Posts Tagged ‘intellectual property’

Software Life Cycle, Source Code and Intellectual Property

An important but often neglected consideration when contracting for the custom development of your web site or software application are the long term issues such as who owns the source code, is it updated, who maintains the code and do you have the right to change vendors down the line and under what circumstances. While this has been an issue for a long time with custom software development, it is becoming much more common now with custom web sites as they become much more powerful through the use of content management tools and e-commerce components. In the past, with a simple brochure site, you could throw away the old one and develop something new to replace it. With today’s powerful tools, a sites appearance can change but the background code can last for many years.

In most cases, a web design or software development company will have some standard code libraries that they utilize for each project. This is a good thing in that it allows you to get more function usually at a lower cost and faster than developing everything just for you. These libraries could have been developed over a long time across a large number of customers. To replicate them from scratch could cost more than your entire project. The potential issue that you need to resolve in your contract is how do those common libraries affect your ability to upgrade long term. Web server platforms, operating systems and technologies are constantly changing. Are those libraries continually updated to the latest versions? What happens if the vendor goes out of business or decides to no longer support those libraries? What happens if you want to change vendors? At a minimum, you should consider software escrow with a trusted third party from whom you will be able to get the source code if your current vendor goes out of business or no longer supports the software.

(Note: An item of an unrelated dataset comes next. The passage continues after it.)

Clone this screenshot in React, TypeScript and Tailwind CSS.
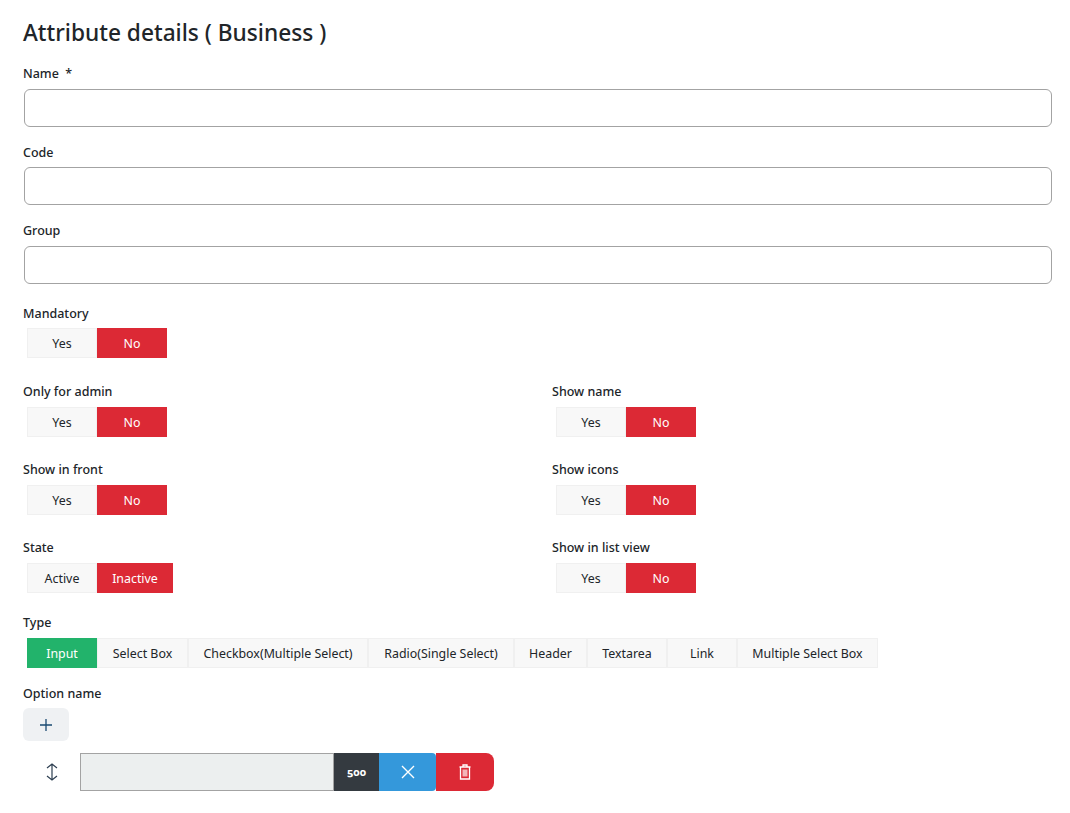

Also, you should consult your lawyer about the ownership of the code and content being developed for your site. If you are having work done overseas, then you should understand that any enforcement of your intellectual property rights or ownership of the source code is going to be difficult at best. Trying to prevent a foreign entity from divulging or reusing your proprietary information would be an expensive and difficult effort.

If you are have enhancements or modifications done to your software, make sure you have the very latest source code when it is complete. The software developer may or may not keep good track of small modifications made to your programs. It is critical that you or your vendor have the ability to rebuild your site at any time from scratch and that you have some legal recourse to obtain all of the source code if the vendor ceases business. I would also try to get the source code if the business unit you worked with is sold. The new owner may have different ideas about how/if you are supported.

In summary, you need to really understand exactly what you are buying and consider what options you have going forward. Without source code (and/or the legal right to it), you will have limited options if your vendor goes out of business, he decides to abandon the software, you have a falling out with the vendor or you wish to change vendors.